In a bid to make DTH and cable TV economical, the Telecom Regulatory Authority of India (Trai) imp-lamented a framework of ‘per channel pay’, which has turned out to be a nightmare for viewers.
Many viewers allege that they are having to pay more since the policy was implemented on March 31. As per policy, cable and direct to home (DTH) subscribers have the freedom to pay for channels they choose.
Previously, a study by an independent group, Credit Rating Information and Services Limited (Crisil), estimated that the revised network capacity fee (NCF) and channel prices announced by broadcasters and distributors could increase the monthly bill of most subscribers.
Mr Sachin Gupta, an expert, in a statement, “Based on current pricing, the monthly TV bill can go up by 25 per cent from Rs 230-Rs 240 to Rs 300 for viewers who opt for the top 10 channels. It will come down for those who opt for up to top five channels.”

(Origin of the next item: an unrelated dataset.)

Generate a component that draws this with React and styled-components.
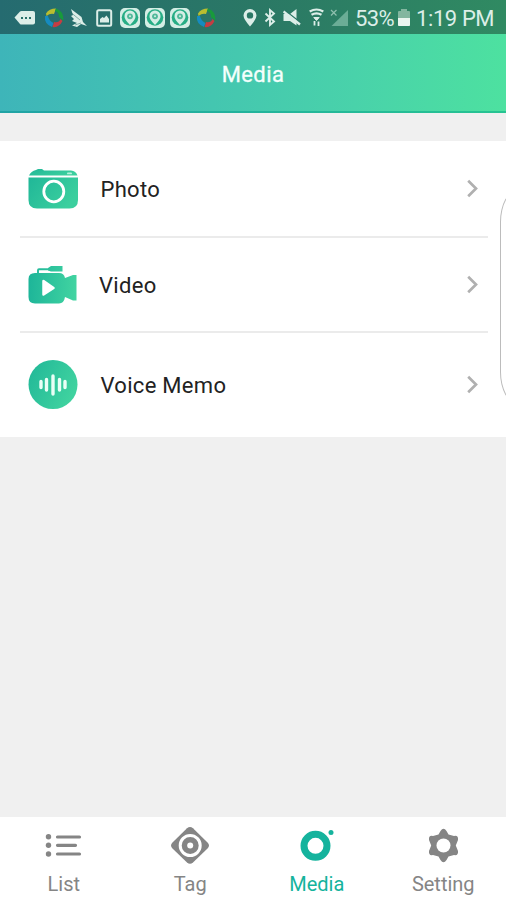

In a statement in February, TRAI chairman Ram Sevak Sharma had said: “In three months, we expect prices of various channels to go down.”
Mr Abhishek E., a resident of the city, said, “The experience for choosing TV channels has not been good for many people. The monthly cost has increased. It is difficult to choose channels and keep the cost in check. Irrespective of the combination we choose, the final outcome is more money and less channels compared to what we were getting previously.”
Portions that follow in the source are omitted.